• _Requirement_: Restate the opening lines of the material below word for word, stopping after the line that contains "import React from 'react';".
==== Task inputs
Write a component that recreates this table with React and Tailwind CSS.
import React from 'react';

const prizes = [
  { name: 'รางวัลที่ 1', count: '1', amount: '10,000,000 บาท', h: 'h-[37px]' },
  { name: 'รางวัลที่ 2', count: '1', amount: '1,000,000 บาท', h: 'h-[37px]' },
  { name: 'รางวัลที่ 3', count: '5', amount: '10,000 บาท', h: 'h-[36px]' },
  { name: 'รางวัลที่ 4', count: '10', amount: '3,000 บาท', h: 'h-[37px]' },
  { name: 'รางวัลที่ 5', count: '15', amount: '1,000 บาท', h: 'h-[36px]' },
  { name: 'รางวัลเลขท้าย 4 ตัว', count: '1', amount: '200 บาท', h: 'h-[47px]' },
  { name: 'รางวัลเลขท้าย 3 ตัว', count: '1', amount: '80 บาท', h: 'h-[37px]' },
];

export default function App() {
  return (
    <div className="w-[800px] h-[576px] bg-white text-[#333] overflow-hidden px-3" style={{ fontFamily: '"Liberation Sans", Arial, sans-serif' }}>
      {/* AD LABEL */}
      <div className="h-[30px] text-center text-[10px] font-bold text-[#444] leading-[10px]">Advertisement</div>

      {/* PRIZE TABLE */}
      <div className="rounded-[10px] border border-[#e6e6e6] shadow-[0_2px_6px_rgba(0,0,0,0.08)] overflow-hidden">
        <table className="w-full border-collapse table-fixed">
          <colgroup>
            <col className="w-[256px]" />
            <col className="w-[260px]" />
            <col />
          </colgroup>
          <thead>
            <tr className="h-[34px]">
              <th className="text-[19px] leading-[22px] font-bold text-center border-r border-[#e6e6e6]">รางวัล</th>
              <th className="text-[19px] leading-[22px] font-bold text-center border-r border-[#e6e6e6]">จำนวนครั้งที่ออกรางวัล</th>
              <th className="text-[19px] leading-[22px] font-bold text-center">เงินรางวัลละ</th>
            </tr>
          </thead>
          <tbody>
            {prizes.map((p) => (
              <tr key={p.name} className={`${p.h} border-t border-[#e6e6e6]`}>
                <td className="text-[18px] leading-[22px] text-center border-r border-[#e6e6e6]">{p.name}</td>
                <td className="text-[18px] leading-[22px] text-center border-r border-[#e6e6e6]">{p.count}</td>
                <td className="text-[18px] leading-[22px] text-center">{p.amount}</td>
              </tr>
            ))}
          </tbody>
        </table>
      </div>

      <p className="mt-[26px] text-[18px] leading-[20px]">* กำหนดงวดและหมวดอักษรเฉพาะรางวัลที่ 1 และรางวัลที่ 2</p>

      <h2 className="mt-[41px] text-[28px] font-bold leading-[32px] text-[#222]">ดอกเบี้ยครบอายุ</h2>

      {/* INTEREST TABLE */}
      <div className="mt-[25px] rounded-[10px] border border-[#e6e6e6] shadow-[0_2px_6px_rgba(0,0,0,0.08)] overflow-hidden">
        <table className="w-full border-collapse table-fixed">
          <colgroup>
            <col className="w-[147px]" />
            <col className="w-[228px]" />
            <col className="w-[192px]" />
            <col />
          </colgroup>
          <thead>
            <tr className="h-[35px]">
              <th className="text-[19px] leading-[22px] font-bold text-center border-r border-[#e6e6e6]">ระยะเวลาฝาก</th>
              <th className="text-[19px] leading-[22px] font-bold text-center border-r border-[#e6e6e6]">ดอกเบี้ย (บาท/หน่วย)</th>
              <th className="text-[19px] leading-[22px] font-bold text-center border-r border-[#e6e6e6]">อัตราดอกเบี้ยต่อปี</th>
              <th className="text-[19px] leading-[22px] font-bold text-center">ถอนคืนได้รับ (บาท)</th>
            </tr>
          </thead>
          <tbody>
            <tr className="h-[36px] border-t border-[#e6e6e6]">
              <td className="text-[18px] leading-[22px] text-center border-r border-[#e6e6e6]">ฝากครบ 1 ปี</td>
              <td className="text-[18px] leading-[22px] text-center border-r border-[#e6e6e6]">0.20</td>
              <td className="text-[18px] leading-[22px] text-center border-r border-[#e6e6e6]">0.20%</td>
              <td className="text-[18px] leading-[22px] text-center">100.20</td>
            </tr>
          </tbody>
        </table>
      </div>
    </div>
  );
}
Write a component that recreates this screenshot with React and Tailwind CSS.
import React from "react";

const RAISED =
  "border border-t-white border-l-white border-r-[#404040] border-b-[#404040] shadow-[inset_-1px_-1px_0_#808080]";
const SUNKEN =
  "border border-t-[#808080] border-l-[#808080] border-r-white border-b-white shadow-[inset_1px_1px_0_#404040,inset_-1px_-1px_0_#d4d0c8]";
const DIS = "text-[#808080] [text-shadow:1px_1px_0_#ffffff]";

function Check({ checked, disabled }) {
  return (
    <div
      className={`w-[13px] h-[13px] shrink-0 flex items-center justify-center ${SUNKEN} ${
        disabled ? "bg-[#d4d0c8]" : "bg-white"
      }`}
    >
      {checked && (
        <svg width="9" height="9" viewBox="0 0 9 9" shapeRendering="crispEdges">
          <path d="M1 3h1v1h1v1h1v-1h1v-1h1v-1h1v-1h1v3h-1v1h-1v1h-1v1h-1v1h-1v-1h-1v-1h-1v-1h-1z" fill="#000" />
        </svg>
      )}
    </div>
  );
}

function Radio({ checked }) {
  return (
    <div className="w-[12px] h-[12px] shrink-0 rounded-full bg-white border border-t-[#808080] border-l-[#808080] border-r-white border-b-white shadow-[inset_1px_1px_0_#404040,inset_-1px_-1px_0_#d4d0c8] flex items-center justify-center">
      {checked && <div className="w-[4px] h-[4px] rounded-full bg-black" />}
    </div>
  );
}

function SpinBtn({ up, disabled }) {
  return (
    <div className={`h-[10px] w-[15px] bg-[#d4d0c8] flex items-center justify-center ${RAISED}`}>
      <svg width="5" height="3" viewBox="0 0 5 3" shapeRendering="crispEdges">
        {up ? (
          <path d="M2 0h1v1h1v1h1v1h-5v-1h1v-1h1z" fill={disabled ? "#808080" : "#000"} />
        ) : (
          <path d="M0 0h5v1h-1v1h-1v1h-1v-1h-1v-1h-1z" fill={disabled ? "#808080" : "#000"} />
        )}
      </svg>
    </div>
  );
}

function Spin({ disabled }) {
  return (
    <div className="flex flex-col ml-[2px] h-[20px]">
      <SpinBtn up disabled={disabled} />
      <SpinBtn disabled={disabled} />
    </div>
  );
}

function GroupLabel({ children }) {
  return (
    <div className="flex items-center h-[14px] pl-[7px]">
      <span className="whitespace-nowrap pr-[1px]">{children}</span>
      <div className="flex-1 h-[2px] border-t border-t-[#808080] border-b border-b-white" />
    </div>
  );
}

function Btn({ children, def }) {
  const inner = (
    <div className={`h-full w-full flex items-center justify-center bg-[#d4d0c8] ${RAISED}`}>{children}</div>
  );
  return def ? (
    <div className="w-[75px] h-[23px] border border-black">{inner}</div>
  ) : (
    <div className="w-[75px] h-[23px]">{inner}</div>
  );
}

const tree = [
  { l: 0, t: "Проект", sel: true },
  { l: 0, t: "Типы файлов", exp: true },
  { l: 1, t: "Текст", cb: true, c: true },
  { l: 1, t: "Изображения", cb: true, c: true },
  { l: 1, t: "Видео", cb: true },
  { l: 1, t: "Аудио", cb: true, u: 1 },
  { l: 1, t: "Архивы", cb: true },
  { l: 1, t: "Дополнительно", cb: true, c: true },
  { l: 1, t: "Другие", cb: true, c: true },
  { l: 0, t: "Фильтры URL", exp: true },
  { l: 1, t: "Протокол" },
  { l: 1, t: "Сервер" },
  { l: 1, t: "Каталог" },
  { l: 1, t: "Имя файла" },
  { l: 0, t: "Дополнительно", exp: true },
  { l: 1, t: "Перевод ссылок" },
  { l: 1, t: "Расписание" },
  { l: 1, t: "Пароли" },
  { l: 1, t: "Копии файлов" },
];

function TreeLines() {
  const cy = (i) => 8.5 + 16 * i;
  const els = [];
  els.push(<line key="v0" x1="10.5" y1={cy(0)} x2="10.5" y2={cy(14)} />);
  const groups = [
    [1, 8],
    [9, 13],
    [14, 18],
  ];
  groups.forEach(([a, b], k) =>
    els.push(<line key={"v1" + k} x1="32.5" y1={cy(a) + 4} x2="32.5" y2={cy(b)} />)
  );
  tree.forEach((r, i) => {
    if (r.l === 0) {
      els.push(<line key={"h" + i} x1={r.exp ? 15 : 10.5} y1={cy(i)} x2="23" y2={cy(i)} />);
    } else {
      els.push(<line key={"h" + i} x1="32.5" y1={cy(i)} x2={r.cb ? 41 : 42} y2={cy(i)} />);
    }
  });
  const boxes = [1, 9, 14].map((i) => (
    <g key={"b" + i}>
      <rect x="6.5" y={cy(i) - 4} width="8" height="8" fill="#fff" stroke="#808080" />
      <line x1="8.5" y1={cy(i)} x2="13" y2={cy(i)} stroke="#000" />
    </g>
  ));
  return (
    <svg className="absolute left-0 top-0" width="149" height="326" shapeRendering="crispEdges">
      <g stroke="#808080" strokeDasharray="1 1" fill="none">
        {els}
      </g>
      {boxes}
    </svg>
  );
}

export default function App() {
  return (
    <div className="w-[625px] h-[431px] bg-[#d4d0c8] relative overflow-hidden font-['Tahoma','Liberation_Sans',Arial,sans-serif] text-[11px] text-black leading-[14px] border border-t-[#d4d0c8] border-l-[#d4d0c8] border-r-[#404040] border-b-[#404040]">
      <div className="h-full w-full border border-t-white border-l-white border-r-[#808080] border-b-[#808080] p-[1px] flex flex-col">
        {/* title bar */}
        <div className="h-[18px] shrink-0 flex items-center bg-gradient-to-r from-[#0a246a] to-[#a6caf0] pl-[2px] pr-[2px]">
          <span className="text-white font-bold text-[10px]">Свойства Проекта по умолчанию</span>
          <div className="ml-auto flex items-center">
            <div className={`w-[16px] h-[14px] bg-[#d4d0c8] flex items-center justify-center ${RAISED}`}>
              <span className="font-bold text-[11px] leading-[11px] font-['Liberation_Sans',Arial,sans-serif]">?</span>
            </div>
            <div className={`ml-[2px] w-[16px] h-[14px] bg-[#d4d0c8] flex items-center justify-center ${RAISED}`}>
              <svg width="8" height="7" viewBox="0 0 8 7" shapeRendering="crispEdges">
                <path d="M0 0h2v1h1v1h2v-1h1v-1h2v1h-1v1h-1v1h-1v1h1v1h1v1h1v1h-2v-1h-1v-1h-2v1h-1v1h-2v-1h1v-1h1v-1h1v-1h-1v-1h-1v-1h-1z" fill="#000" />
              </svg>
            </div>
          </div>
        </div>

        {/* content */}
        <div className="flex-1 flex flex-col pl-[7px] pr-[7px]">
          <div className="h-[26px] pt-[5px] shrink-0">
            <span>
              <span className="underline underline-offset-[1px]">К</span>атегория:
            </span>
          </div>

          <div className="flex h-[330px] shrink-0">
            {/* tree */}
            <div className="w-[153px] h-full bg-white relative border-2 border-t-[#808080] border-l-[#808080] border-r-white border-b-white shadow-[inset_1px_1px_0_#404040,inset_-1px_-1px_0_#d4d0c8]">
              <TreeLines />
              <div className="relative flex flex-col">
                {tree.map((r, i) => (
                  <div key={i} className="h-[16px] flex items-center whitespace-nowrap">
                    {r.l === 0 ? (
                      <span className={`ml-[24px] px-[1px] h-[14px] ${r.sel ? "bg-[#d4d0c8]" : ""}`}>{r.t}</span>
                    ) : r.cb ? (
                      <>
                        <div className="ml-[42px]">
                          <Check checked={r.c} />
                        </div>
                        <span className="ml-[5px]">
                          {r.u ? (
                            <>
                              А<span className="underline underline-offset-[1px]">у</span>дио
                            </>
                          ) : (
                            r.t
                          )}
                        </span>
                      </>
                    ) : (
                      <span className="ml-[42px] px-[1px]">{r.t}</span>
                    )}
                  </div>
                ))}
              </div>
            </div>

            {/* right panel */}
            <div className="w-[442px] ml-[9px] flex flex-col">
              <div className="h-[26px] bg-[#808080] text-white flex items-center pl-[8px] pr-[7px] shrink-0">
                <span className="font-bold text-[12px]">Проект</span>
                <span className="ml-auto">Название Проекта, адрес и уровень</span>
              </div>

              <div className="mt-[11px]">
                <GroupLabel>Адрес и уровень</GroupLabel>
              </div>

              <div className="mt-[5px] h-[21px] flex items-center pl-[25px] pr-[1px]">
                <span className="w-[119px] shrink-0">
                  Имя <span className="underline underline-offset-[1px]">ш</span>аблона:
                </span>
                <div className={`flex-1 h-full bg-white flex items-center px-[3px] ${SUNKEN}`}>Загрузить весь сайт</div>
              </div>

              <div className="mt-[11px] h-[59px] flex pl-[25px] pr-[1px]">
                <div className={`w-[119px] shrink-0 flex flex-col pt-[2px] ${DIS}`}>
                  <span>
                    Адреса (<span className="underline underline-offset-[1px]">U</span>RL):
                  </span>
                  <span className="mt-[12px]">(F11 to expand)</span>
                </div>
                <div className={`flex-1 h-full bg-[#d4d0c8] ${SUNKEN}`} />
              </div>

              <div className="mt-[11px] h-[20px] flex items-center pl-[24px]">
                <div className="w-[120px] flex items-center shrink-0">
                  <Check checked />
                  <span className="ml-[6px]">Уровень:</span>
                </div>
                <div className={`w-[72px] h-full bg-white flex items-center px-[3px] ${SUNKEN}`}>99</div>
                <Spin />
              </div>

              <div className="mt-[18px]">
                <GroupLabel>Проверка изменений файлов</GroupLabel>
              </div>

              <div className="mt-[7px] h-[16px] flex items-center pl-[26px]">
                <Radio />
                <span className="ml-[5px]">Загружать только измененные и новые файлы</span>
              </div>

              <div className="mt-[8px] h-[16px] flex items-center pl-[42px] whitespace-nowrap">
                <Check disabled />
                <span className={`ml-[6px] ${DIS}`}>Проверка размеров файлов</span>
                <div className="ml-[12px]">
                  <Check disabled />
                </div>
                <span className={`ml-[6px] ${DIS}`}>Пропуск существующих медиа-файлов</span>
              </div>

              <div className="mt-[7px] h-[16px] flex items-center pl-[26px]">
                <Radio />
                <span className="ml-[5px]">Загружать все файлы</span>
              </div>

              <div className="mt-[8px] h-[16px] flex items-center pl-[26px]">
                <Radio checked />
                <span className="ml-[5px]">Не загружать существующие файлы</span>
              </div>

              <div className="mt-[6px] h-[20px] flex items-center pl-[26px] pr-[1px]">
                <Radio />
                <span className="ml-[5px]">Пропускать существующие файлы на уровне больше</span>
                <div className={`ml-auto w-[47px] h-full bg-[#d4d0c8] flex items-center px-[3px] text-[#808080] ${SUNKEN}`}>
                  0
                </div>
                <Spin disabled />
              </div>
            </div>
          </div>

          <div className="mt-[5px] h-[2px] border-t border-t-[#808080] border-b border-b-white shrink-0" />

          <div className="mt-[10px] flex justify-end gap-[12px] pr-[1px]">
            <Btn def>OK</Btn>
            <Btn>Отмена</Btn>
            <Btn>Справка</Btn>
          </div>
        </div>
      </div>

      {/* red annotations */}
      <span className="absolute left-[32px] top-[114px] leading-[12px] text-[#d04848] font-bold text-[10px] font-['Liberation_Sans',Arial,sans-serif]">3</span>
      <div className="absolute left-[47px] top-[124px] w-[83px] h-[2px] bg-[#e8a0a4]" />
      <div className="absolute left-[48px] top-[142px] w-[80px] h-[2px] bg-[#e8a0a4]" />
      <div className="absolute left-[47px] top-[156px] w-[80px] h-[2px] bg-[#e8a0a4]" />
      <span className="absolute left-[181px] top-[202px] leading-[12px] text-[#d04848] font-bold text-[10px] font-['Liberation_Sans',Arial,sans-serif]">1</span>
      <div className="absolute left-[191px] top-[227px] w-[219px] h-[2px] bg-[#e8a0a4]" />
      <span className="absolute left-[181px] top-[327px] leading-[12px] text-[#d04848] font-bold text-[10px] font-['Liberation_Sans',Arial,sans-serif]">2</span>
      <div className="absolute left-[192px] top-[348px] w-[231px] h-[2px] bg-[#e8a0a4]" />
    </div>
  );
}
========
• _Full response_:
Write a component that recreates this table with React and Tailwind CSS.
import React from 'react';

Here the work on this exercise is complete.